Tone is everything. Nobody wins a fight with HMRC by being combative. Be respectful and clear. If you make a mistake, own it. If you disagree with something they’ve concluded, present evidence. Not defensiveness.

Once, a startup founder I was advising initially responded emotionally to a penalty notice. We rewrote the letter together in a more measured tone, and HMRC later rescinded the penalty based on new evidence. Professionalism matters.

Step 6: Double Down on Documentation

Let’s say the audit reveals some errors. Maybe you overstated a deduction or underreported some income. It happens. The key is proving whether it was careless or deliberate.

If HMRC believes the mistake was an honest one, penalties can be reduced. Or even waived. But that comes down to showing a consistent habit of keeping good records and correcting errors when found.

A good rule of thumb? If you can’t prove it, HMRC won’t approve it.

Step 7: Learn From the Process

Nobody wants to go through an audit. But once you have, treat it as a golden opportunity to strengthen your processes.

Ask yourself:

  • Should we be using better accounting software?
  • Are we reconciling accounts often enough?
  • Do we need to tighten up on staff expense policies?

After my audit experience back in 2021, I stopped letting receipts pile up in a drawer and switched to a cloud-based system that digitized everything in real time. Never looked back.

The Bottom Line

An HMRC audit can feel like a storm cloud rolling in. But with preparation, honesty, and professional support, it doesn’t have to rain on your business.

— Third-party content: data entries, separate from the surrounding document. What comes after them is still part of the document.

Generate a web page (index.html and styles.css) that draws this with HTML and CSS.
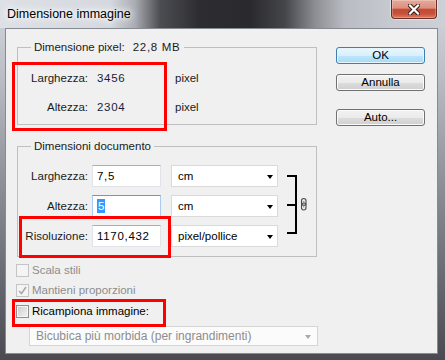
FILE: index.html
```html
<!DOCTYPE html>
<html lang="it">
<head>
<meta charset="utf-8">
<title>Dimensione immagine</title>
<link rel="stylesheet" href="styles.css">
</head>
<body>
<div class="window">
  <div class="titlebar">
    <span class="title">Dimensione immagine</span>
    <div class="close">
      <svg width="12" height="11" viewBox="0 0 12 11">
        <path d="M2 1.5 L10 9.5 M10 1.5 L2 9.5" stroke="#3a1d18" stroke-width="4.2" stroke-linecap="round" fill="none"/>
        <path d="M2 1.5 L10 9.5 M10 1.5 L2 9.5" stroke="#ffffff" stroke-width="2.2" stroke-linecap="square" fill="none"/>
      </svg>
    </div>
  </div>
  <div class="client">
    <div class="left">
      <div class="group g1">
        <div class="gtitle"><span>Dimensione pixel:</span><span class="num size">22,8 MB</span></div>
        <div class="grid g1grid">
          <span class="lbl">Larghezza:</span><span class="val num">3456</span><span class="unit">pixel</span>
          <span class="lbl">Altezza:</span><span class="val num">2304</span><span class="unit">pixel</span>
        </div>
      </div>
      <div class="group g2">
        <div class="gtitle">Dimensioni documento</div>
        <div class="grid g2grid">
          <span class="lbl">Larghezza:</span><div class="field num">7,5</div><div class="combo">cm</div>
          <svg class="link" width="32" height="82" viewBox="0 0 32 82">
            <path d="M9 11 H19 M9 40 H19 M9 68 H19" stroke="#000" stroke-width="2" fill="none"/>
            <path d="M18 10 V69" stroke="#000" stroke-width="2" fill="none"/>
            <rect x="23.5" y="33.5" width="4.5" height="7" rx="2.2" stroke="#4a4a4a" stroke-width="1.1" fill="#e8e8e8"/>
            <rect x="23.5" y="38" width="4.5" height="7" rx="2.2" stroke="#4a4a4a" stroke-width="1.1" fill="none"/>
            <path d="M25.75 36 V42.5" stroke="#8a8a8a" stroke-width="1" fill="none"/>
          </svg>
          <span class="lbl">Altezza:</span><div class="field focus"><span class="sel">5</span></div><div class="combo">cm</div>
          <span class="lbl">Risoluzione:</span><div class="field num">1170,432</div><div class="combo">pixel/pollice</div>
        </div>
      </div>
      <div class="checks">
        <div class="check disabled"><span class="box"></span><span>Scala stili</span></div>
        <div class="check disabled"><span class="box checked"><svg width="11" height="11" viewBox="0 0 11 11"><path d="M2 6 L4.5 8.5 L9 2" stroke="#a8a8a8" stroke-width="1.6" fill="none"/></svg></span><span>Mantieni proporzioni</span></div>
        <div class="check resample"><span class="box"></span><span>Ricampiona immagine:</span></div>
      </div>
      <div class="combo wide disabled">Bicubica più morbida (per ingrandimenti)</div>
    </div>
    <div class="buttons">
      <div class="btn default">OK</div>
      <div class="btn annulla">Annulla</div>
      <div class="btn auto">Auto...</div>
    </div>
    <div class="mark m1"></div>
    <div class="mark m2"></div>
    <div class="mark m3"></div>
  </div>
</div>
</body>
</html>
```

FILE: styles.css
```css
* { box-sizing: border-box; }
html, body { margin: 0; padding: 0; }
body {
  width: 445px;
  height: 360px;
  overflow: hidden;
  font-family: "Liberation Sans", Arial, sans-serif;
  font-size: 11.5px;
  color: #1b1b1b;
}
.num { letter-spacing: 0.7px; }
.window {
  height: 360px;
  display: flex;
  flex-direction: column;
  background: linear-gradient(to bottom, #d3d7dd 0, #bcc0c6 20%, #8e9198 50%, #5e5f66 85%, #4a4a50 100%);
}
.titlebar {
  height: 28px;
  flex: none;
  display: flex;
  justify-content: space-between;
  align-items: flex-start;
  background: linear-gradient(to right, #dde1e6 0px, #d5d9df 110px, #a9acb2 135px, #4c4d52 160px, #2d2d31 200px, #2a2a2e 250px, #45464b 285px, #8c8e94 315px, #b9bcc2 345px, #c6cad0 390px, #cdd1d7 445px);
}
.title {
  padding: 7px 0 0 7px;
  font-size: 12.5px;
  line-height: 14px;
  color: #000;
  text-shadow: 0 0 5px #fff, 0 0 9px #fff, 0 0 12px #fff;
}
.close {
  width: 46px;
  height: 19px;
  margin-right: 8px;
  display: flex;
  align-items: center;
  justify-content: center;
  background: linear-gradient(to bottom, #e7aa9b 0%, #dc8f7f 45%, #c64a35 52%, #c5503b 75%, #dd7a5f 100%);
  border: 1px solid #6a2d24;
  border-top: 0;
  border-radius: 0 0 4px 4px;
  box-shadow: 0 0 0 1px rgba(255,255,255,0.45), inset 0 0 0 1px rgba(255,255,255,0.25);
}
.client {
  flex: none;
  height: 326px;
  margin: 0 7px 0 5px;
  border: 1px solid #868a92;
  background: #f0f0f0;
  position: relative;
  display: flex;
  padding: 18px 12px 0 10px;
}
.left { flex: 1; }
.group {
  margin-left: 1px;
  width: 300px;
  border: 1px solid #bfbfbf;
}
.gtitle {
  margin: -7px 0 0 13px;
  padding: 0 3px;
  width: fit-content;
  line-height: 13px;
  background: #f0f0f0;
  color: #1b1b1b;
}
.size { margin-left: 8px; }
.grid {
  display: grid;
  grid-template-columns: 74px 79px 107px 1fr;
  grid-auto-rows: 22px;
}
.g1 { padding-bottom: 6px; }
.g1grid { margin-top: 13px; row-gap: 7px; }
.g2 { margin-top: 21px; padding-bottom: 9px; }
.g2grid { margin-top: 12px; row-gap: 8px; }
.lbl {
  text-align: right;
  padding-right: 4px;
  line-height: 22px;
  grid-column: 1;
}
.val {
  padding-left: 5px;
  line-height: 22px;
  color: #1c1c3a;
}
.unit {
  padding-left: 4px;
  line-height: 22px;
}
.field {
  width: 69px;
  height: 22px;
  border: 1px solid #e2e3ea;
  border-top-color: #abadb3;
  background: #fff;
  padding-left: 4px;
  line-height: 20px;
  color: #000;
}
.field.focus {
  border-color: #a9cbef;
  border-top-color: #569de5;
}
.sel {
  background: #3399ff;
  color: #fff;
  display: inline-block;
  line-height: 14px;
  padding: 0 1px;
}
.combo {
  height: 22px;
  border: 1px solid #dadada;
  background: #fff;
  display: flex;
  align-items: center;
  justify-content: space-between;
  padding: 0 4px 0 6px;
  color: #000;
}
.combo::after {
  content: "";
  border-top: 4px solid #000;
  border-left: 3.5px solid transparent;
  border-right: 3.5px solid transparent;
  margin-top: 1px;
}
.link {
  grid-column: 4;
  grid-row: 1 / span 3;
}
.checks { margin-top: 3px; }
.check {
  display: flex;
  align-items: center;
  height: 20px;
  gap: 3px;
}
.check.resample { margin-top: 1px; }
.box {
  width: 13px;
  height: 13px;
  border: 1px solid #8e8f8f;
  background: linear-gradient(to bottom right, #cbcbcb, #f4f4f4);
  box-shadow: inset 0 0 0 1px #f4f4f4;
  display: flex;
  align-items: center;
  justify-content: center;
}
.check.disabled { color: #8d8d8d; }
.check.disabled .box {
  border-color: #c4c4c4;
  background: #f4f4f4;
  box-shadow: none;
}
.check.resample { color: #000; }
.combo.wide {
  margin: 5px 0 0 13px;
  width: 289px;
  height: 20px;
  border-color: #d5d5d5;
  background: #fbfbfb;
  color: #8d8d8d;
  padding-right: 6px;
  font-size: 12px;
}
.combo.wide::after {
  border-top-color: #a8a8a8;
}
.buttons {
  width: 89px;
  display: flex;
  flex-direction: column;
}
.btn {
  height: 17px;
  border: 1px solid #707070;
  border-radius: 3px;
  text-align: center;
  line-height: 15px;
  color: #000;
  background: linear-gradient(to bottom, #f2f2f2 0%, #ebebeb 50%, #dddddd 51%, #cfcfcf 100%);
  box-shadow: inset 0 0 0 1px #fbfbfb;
}
.btn.default {
  border-color: #3c7fb1;
  background: linear-gradient(to bottom, #eaf6fd 0%, #d9f0fc 50%, #bee6fd 51%, #a7d9f5 100%);
  box-shadow: inset 0 0 0 1px #e6f5fd;
}
.btn.annulla { margin-top: 10px; }
.btn.auto { margin-top: 18px; }
.mark {
  position: absolute;
  border: 3px solid #ff0000;
}
.m1 { left: 6px; top: 33px; width: 155px; height: 69px; }
.m2 { left: 13px; top: 187px; width: 152px; height: 42px; }
.m3 { left: 6px; top: 270px; width: 154px; height: 28px; }
```
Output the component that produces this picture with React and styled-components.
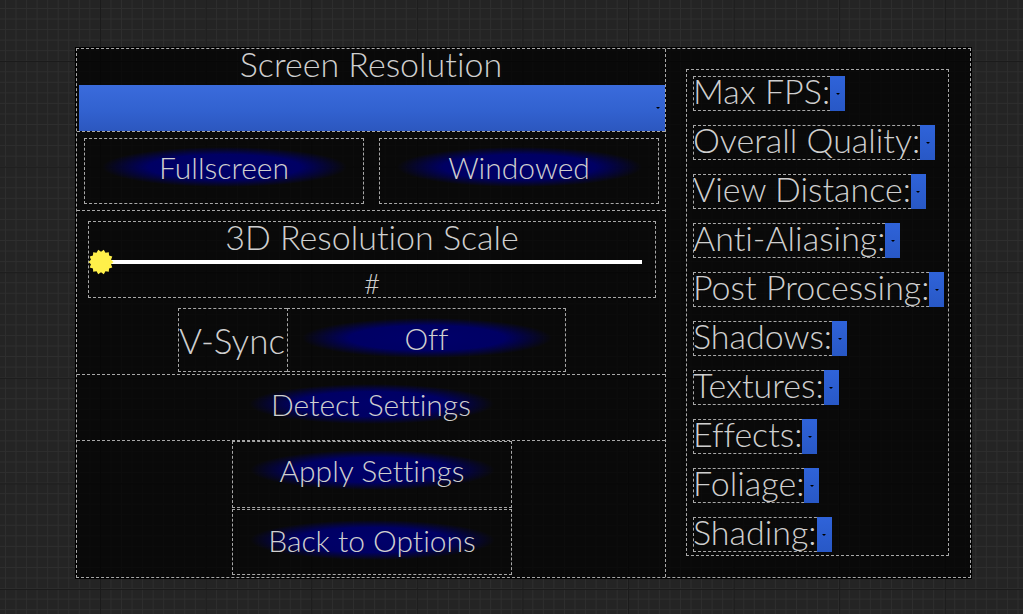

Stay organized. Respond promptly. Keep your cool. And remember: most audits don’t end in disaster. They end in lessons.

If you’re facing an audit now or just want to bulletproof your records before one ever arrives, don’t wait. Reach out to a qualified accountant who specializes in tax planning and compliance, and get your house in order.

Because when HMRC knocks, “Let me check” is a lot better than “I have no idea.”


Frequently Asked Questions

What’s the difference between a full enquiry and an aspect enquiry?

A full enquiry means HMRC is checking your entire tax return. They’re examining all elements of your reported income, expenses, and reliefs. An aspect enquiry focuses on a specific part, like a claimed deduction or a certain source of income. The scope determines how much documentation you’ll be asked to provide.

How far back can HMRC go in an audit?

Typically, HMRC can review records up to 4 years back, but if they suspect carelessness, they can go back 6 years. If they believe there’s deliberate fraud or evasion, that can stretch to 20 years. The key is keeping solid records for at least 6 years just to be safe.

Can I handle a HMRC audit without an accountant?

Yes, but it’s not recommended, especially for anything beyond a basic check. Accountants understand what HMRC looks for and how to communicate effectively. They also ensure you don’t inadvertently supply the wrong thing or say something that causes more scrutiny. Getting professional advice saves stress and can reduce penalties.

What happens if HMRC finds a mistake?

If the error was accidental and you cooperate fully, you may only get a correction with little or no penalty. If it’s seen as careless, penalties could be 15-30% of the extra tax owed. Deliberate errors get higher penalties. Being transparent and proactive significantly reduces your risk.

Should I worry if I’m randomly selected for a check?

Not necessarily. HMRC sometimes conducts compliance checks at random to monitor trends or ensure accountability. If your records are clean and your returns have been prepared diligently, you’ll likely pass through with minimal fuss. Use it as a chance to shore up any weak spots.